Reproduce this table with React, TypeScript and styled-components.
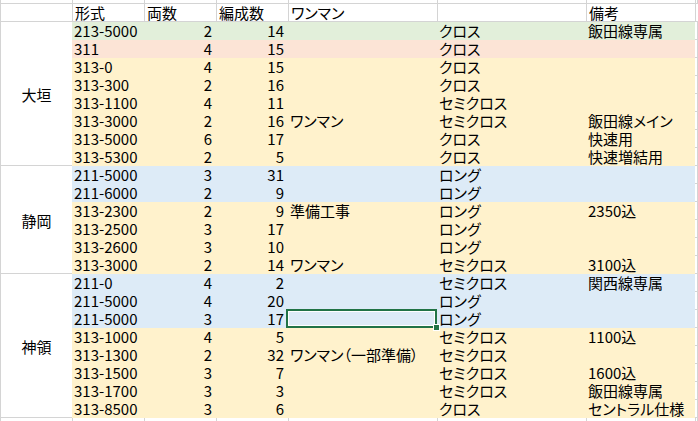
import styled, { createGlobalStyle } from "styled-components";

type Fill = "green" | "pink" | "yellow" | "blue";

type Row = {
  fill: Fill;
  type: string;
  cars: number;
  sets: number;
  oneman?: string;
  seat: string;
  note?: string;
  selected?: boolean;
};

type Group = { name: string; rows: Row[] };

const GRID = "#d4d4d4";
const COLS = "72px 72px 72px 149px 149px 109px 1fr";

const fills: Record<Fill, string> = {
  green: "#e2efda",
  pink: "#fce4d6",
  yellow: "#fff2cc",
  blue: "#ddebf7",
};

const groups: Group[] = [
  {
    name: "大垣",
    rows: [
      { fill: "green", type: "213-5000", cars: 2, sets: 14, seat: "クロス", note: "飯田線専属" },
      { fill: "pink", type: "311", cars: 4, sets: 15, seat: "クロス" },
      { fill: "yellow", type: "313-0", cars: 4, sets: 15, seat: "クロス" },
      { fill: "yellow", type: "313-300", cars: 2, sets: 16, seat: "クロス" },
      { fill: "yellow", type: "313-1100", cars: 4, sets: 11, seat: "セミクロス" },
      { fill: "yellow", type: "313-3000", cars: 2, sets: 16, oneman: "ワンマン", seat: "セミクロス", note: "飯田線メイン" },
      { fill: "yellow", type: "313-5000", cars: 6, sets: 17, seat: "クロス", note: "快速用" },
      { fill: "yellow", type: "313-5300", cars: 2, sets: 5, seat: "クロス", note: "快速増結用" },
    ],
  },
  {
    name: "静岡",
    rows: [
      { fill: "blue", type: "211-5000", cars: 3, sets: 31, seat: "ロング" },
      { fill: "blue", type: "211-6000", cars: 2, sets: 9, seat: "ロング" },
      { fill: "yellow", type: "313-2300", cars: 2, sets: 9, oneman: "準備工事", seat: "ロング", note: "2350込" },
      { fill: "yellow", type: "313-2500", cars: 3, sets: 17, seat: "ロング" },
      { fill: "yellow", type: "313-2600", cars: 3, sets: 10, seat: "ロング" },
      { fill: "yellow", type: "313-3000", cars: 2, sets: 14, oneman: "ワンマン", seat: "セミクロス", note: "3100込" },
    ],
  },
  {
    name: "神領",
    rows: [
      { fill: "blue", type: "211-0", cars: 4, sets: 2, seat: "セミクロス", note: "関西線専属" },
      { fill: "blue", type: "211-5000", cars: 4, sets: 20, seat: "ロング" },
      { fill: "blue", type: "211-5000", cars: 3, sets: 17, seat: "ロング", selected: true },
      { fill: "yellow", type: "313-1000", cars: 4, sets: 5, seat: "セミクロス", note: "1100込" },
      { fill: "yellow", type: "313-1300", cars: 2, sets: 32, oneman: "ワンマン（一部準備）", seat: "セミクロス" },
      { fill: "yellow", type: "313-1500", cars: 3, sets: 7, seat: "セミクロス", note: "1600込" },
      { fill: "yellow", type: "313-1700", cars: 3, sets: 3, seat: "セミクロス", note: "飯田線専属" },
      { fill: "yellow", type: "313-8500", cars: 3, sets: 6, seat: "クロス", note: "セントラル仕様" },
    ],
  },
];

const GlobalStyle = createGlobalStyle`
  html, body {
    margin: 0;
    padding: 0;
    background: #fff;
  }
  body {
    font-family: "Noto Sans CJK JP", "Noto Sans", sans-serif;
    font-feature-settings: "palt";
    color: #000;
  }
`;

const Sheet = styled.div`
  width: 698px;
  height: 421px;
  overflow: hidden;
  display: flex;
  flex-direction: column;
  border-left: 1px solid ${GRID};
  box-sizing: border-box;
`;

const StripRow = styled.div<{ $grow?: boolean }>`
  display: grid;
  grid-template-columns: 72px ${COLS};
  height: ${(p) => (p.$grow ? "auto" : "4px")};
  flex: ${(p) => (p.$grow ? 1 : "none")};
  div {
    border-right: 1px solid ${GRID};
    border-bottom: ${(p) => (p.$grow ? "none" : `1px solid ${GRID}`)};
    box-sizing: border-box;
  }
`;

const HeaderRow = styled.div`
  display: grid;
  grid-template-columns: 72px ${COLS};
  height: 18px;
`;

const HeadCell = styled.div`
  border-right: 1px solid ${GRID};
  border-bottom: 1px solid ${GRID};
  box-sizing: border-box;
  font-size: 15px;
  line-height: 17px;
  padding-left: 2px;
  white-space: nowrap;
`;

const Body = styled.div`
  display: flex;
`;

const GroupColumn = styled.div`
  width: 72px;
  display: flex;
  flex-direction: column;
`;

const GroupCell = styled.div<{ $rows: number }>`
  height: ${(p) => p.$rows * 18}px;
  border-bottom: 1px solid ${GRID};
  box-sizing: border-box;
  display: flex;
  align-items: center;
  justify-content: center;
  font-size: 15px;
  padding-top: 1px;
`;

const Rows = styled.div`
  flex: 1;
  display: flex;
  flex-direction: column;
`;

const DataRow = styled.div`
  display: grid;
  grid-template-columns: ${COLS};
  height: 18px;
`;

const Cell = styled.div<{ $fill?: Fill; $num?: boolean; $digits?: boolean; $selected?: boolean }>`
  position: relative;
  background: ${(p) => (p.$fill ? fills[p.$fill] : "#fff")};
  border-right: 1px solid ${(p) => (p.$fill ? "transparent" : GRID)};
  border-bottom: 1px solid ${(p) => (p.$fill ? "transparent" : GRID)};
  box-sizing: border-box;
  font-size: 15px;
  font-feature-settings: ${(p) => (p.$digits ? "normal" : '"palt"')};
  line-height: 17px;
  white-space: nowrap;
  text-align: ${(p) => (p.$num ? "right" : "left")};
  padding: ${(p) => (p.$num ? "0 3px 0 0" : "0 0 0 2px")};
  z-index: ${(p) => (p.$selected ? 2 : "auto")};

  ${(p) =>
    p.$selected &&
    `
    &::after {
      content: "";
      position: absolute;
      top: -1px;
      left: -2px;
      right: -1px;
      bottom: -1px;
      border: 2px solid #217346;
      box-shadow: inset 0 0 0 1px #fff;
    }
    &::before {
      content: "";
      position: absolute;
      right: -4px;
      bottom: -4px;
      width: 5px;
      height: 5px;
      background: #217346;
      border: 1px solid #fff;
      z-index: 3;
    }
  `}
`;

const headers = ["", "形式", "両数", "編成数", "ワンマン", "", "備考", ""];

export default function App() {
  return (
    <>
      <GlobalStyle />
      <Sheet>
        <StripRow>
          {headers.map((_, i) => (
            <div key={i} />
          ))}
        </StripRow>
        <HeaderRow>
          {headers.map((h, i) => (
            <HeadCell key={i}>{h}</HeadCell>
          ))}
        </HeaderRow>
        <Body>
          <GroupColumn>
            {groups.map((g) => (
              <GroupCell key={g.name} $rows={g.rows.length}>
                {g.name}
              </GroupCell>
            ))}
          </GroupColumn>
          <Rows>
            {groups.flatMap((g) =>
              g.rows.map((r, i) => (
                <DataRow key={g.name + i}>
                  <Cell $fill={r.fill} $digits>
                    {r.type}
                  </Cell>
                  <Cell $fill={r.fill} $num $digits>
                    {r.cars}
                  </Cell>
                  <Cell $fill={r.fill} $num $digits>
                    {r.sets}
                  </Cell>
                  <Cell $fill={r.fill} $selected={r.selected}>
                    {r.oneman}
                  </Cell>
                  <Cell $fill={r.fill}>{r.seat}</Cell>
                  <Cell $fill={r.fill}>{r.note}</Cell>
                  <Cell />
                </DataRow>
              ))
            )}
          </Rows>
        </Body>
        <StripRow $grow>
          {headers.map((_, i) => (
            <div key={i} />
          ))}
        </StripRow>
      </Sheet>
    </>
  );
}
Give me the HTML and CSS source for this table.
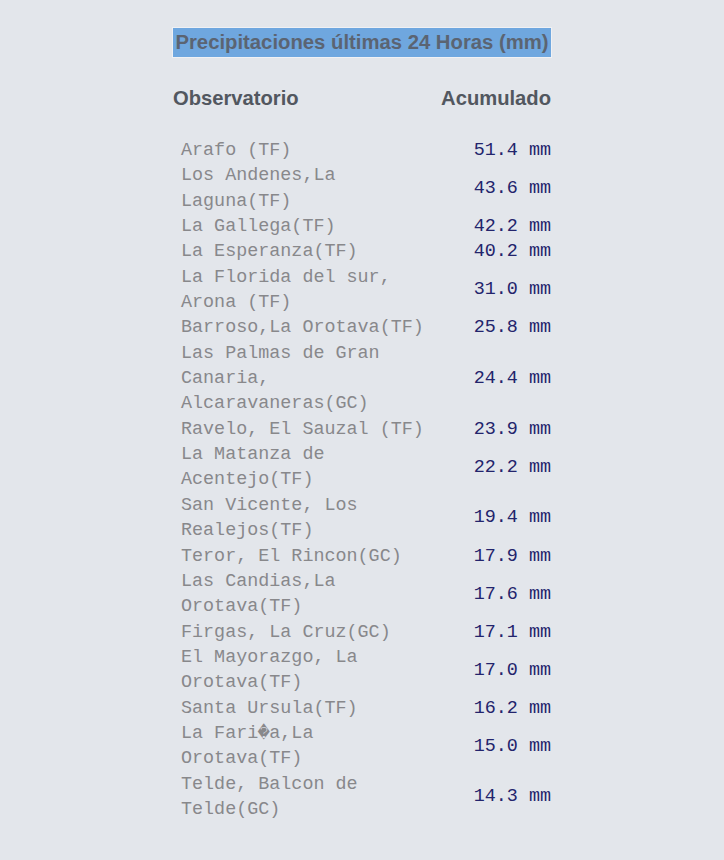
------------------------------------------------------------------------
▶ **WRITTEN INSTRUCTION**
Without the pictures, write out the lines from the beginning of the entries through the line with "72px 72px 149px".

▶ **RESULT**
Reproduce this table with React, TypeScript and styled-components.
import styled, { createGlobalStyle } from "styled-components";

type Fill = "green" | "pink" | "yellow" | "blue";

type Row = {
  fill: Fill;
  type: string;
  cars: number;
  sets: number;
  oneman?: string;
  seat: string;
  note?: string;
  selected?: boolean;
};

type Group = { name: string; rows: Row[] };

const GRID = "#d4d4d4";
const COLS = "72px 72px 72px 149px 149px 109px 1fr";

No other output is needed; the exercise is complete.